LISTED RECORDS:
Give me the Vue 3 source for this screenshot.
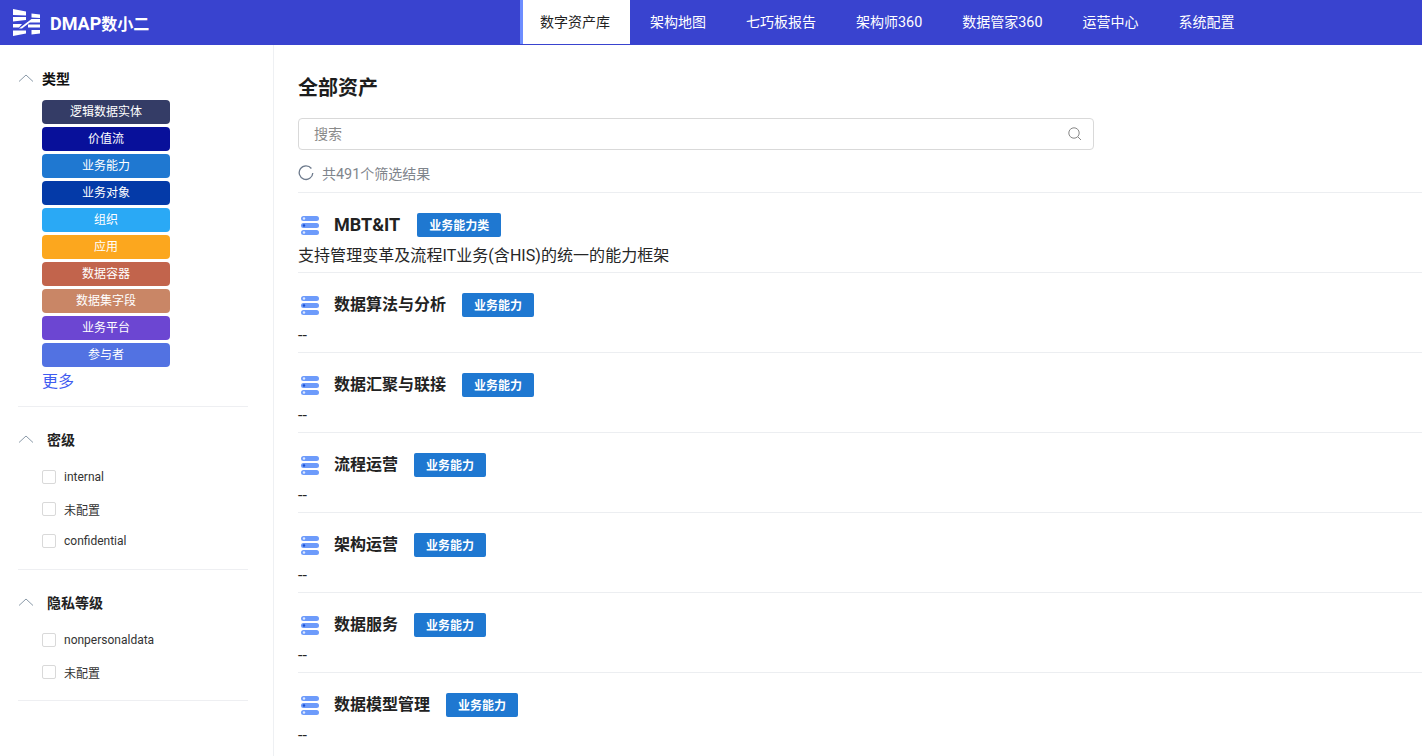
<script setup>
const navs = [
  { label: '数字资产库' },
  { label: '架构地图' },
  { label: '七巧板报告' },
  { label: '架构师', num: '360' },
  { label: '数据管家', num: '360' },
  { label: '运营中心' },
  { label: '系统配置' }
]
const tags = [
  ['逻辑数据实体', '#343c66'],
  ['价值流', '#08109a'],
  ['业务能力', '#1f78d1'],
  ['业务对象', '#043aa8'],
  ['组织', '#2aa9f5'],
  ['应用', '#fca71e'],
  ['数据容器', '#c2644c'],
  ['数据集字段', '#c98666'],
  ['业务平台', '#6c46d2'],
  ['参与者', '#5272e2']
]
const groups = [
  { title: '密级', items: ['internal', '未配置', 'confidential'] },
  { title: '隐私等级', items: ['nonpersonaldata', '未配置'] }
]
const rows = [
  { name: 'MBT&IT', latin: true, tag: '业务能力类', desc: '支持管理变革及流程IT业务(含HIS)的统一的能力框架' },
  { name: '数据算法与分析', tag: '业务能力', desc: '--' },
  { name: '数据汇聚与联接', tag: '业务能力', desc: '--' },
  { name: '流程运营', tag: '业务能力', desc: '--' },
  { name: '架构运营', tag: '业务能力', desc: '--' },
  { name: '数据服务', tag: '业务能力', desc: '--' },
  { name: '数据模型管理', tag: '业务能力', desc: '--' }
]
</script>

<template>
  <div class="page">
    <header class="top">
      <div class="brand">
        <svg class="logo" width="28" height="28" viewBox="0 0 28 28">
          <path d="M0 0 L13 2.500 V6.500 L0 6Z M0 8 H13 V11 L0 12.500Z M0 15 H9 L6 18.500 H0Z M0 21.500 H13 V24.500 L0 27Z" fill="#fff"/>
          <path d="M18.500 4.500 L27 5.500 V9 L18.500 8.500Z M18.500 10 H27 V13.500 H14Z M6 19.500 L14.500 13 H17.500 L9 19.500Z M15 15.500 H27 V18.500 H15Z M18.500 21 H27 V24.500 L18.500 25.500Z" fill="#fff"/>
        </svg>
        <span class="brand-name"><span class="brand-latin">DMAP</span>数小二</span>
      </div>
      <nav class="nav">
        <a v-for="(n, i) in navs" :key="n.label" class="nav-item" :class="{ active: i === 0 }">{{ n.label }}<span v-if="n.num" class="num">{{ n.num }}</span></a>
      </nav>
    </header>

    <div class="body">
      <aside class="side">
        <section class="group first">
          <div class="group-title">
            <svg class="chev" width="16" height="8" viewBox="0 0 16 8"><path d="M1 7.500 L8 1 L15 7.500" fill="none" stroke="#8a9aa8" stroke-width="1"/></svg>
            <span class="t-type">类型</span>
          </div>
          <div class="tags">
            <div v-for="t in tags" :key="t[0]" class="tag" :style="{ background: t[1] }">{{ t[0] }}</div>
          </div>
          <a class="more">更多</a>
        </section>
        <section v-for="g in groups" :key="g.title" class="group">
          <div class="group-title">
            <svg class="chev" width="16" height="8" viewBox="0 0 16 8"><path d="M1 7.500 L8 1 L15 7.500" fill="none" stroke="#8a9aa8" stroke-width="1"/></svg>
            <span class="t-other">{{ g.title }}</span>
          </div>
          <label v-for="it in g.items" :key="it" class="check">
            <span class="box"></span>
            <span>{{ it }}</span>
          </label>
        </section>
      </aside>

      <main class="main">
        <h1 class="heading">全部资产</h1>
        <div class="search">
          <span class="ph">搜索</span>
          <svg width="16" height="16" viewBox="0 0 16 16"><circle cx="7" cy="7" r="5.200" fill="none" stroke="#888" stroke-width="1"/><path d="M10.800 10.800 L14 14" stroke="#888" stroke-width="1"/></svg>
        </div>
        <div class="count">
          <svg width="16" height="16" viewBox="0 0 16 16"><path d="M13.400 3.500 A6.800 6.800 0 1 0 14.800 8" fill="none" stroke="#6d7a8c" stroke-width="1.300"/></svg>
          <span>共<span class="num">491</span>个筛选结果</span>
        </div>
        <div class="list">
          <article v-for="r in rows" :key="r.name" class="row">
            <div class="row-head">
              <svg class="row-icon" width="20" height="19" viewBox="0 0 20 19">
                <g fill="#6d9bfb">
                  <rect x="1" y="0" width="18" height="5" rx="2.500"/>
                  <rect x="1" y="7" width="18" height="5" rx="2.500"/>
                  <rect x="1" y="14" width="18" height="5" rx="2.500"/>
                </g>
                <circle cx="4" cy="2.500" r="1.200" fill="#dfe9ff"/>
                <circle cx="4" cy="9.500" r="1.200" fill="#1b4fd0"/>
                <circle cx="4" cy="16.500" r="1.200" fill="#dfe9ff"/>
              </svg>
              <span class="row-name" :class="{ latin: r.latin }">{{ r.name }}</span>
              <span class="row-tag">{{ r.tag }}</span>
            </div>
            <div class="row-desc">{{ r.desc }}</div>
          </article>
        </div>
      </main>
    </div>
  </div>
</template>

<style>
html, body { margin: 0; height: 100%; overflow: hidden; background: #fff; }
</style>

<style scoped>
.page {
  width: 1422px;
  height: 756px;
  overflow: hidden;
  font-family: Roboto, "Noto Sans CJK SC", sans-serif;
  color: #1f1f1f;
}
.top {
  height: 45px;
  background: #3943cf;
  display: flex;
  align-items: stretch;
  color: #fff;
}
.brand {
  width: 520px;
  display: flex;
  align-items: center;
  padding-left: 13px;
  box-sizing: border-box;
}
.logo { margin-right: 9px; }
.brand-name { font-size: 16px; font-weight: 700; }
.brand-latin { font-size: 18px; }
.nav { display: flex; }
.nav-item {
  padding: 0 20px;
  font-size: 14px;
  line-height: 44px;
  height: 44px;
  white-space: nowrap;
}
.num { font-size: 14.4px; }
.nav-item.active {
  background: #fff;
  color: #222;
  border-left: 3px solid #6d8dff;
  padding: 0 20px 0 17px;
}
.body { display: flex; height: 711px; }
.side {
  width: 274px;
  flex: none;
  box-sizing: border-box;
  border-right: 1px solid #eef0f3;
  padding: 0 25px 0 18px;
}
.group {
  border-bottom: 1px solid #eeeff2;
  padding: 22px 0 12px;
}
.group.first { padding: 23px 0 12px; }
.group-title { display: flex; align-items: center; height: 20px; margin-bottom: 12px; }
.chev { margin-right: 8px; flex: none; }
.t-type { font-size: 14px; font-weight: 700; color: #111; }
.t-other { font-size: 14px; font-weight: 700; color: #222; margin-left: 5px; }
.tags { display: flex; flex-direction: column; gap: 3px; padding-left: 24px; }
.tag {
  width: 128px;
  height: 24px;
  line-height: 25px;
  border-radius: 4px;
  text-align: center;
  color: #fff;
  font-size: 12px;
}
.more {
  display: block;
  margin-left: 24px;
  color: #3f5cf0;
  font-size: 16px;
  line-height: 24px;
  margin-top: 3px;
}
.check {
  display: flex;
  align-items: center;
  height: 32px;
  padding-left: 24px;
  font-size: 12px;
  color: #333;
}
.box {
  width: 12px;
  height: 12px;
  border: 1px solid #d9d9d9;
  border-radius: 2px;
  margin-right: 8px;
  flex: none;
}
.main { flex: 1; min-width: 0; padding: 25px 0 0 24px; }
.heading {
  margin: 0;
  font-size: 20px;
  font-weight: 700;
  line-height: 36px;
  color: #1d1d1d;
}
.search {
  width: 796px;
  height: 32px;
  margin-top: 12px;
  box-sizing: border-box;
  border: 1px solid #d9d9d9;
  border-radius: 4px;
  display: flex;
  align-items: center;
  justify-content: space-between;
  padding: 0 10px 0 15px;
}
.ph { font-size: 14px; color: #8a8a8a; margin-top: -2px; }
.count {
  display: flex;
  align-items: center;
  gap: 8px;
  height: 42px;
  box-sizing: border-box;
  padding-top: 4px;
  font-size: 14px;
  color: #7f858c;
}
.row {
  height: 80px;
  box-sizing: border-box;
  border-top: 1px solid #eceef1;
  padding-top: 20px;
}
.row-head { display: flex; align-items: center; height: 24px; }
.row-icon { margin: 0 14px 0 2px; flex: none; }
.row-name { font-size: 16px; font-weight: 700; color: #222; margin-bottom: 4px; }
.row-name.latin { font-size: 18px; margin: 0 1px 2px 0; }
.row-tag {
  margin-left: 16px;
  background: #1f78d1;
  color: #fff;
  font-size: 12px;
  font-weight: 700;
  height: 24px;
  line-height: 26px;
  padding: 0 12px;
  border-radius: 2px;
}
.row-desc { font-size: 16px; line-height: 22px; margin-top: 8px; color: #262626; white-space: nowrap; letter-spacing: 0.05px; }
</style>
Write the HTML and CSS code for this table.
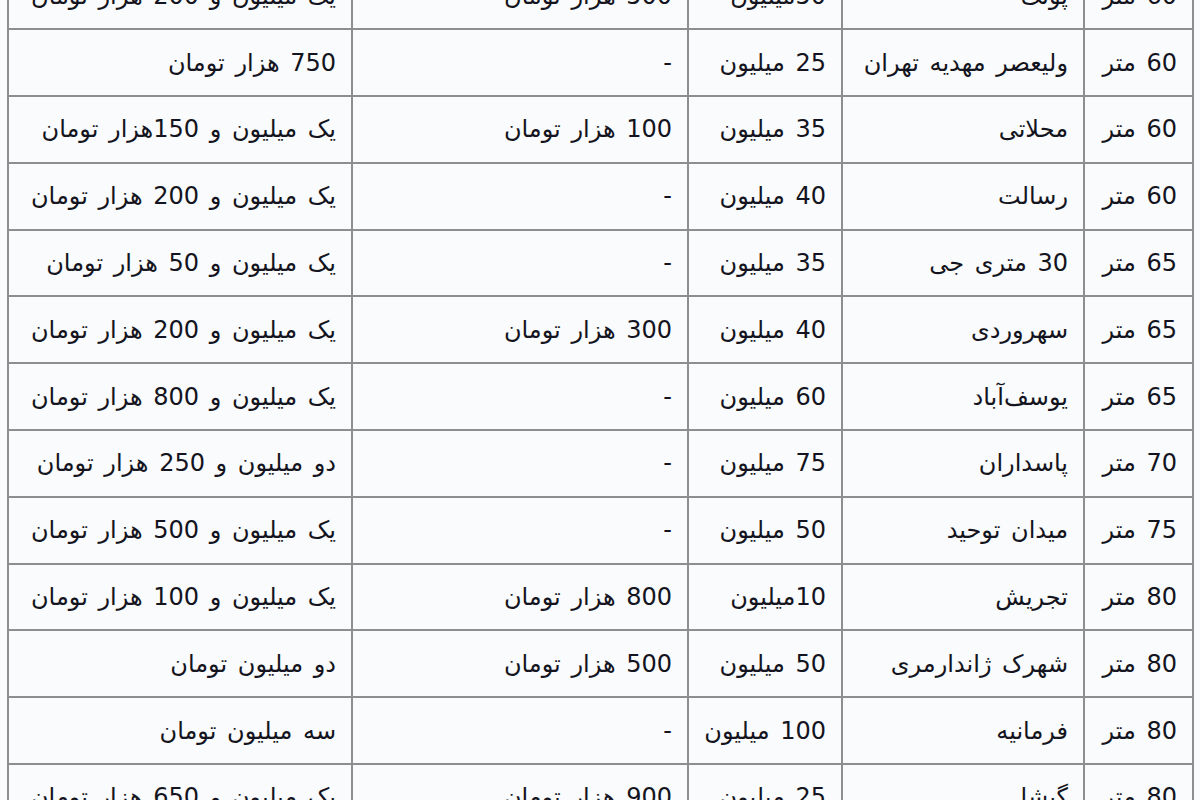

TASK PROMPT: Pull out all lines of the data with the string "this".

RIGHT ANSWER:
Give me the Vue 3 source for this screenshot.
Write the HTML and CSS code for this table.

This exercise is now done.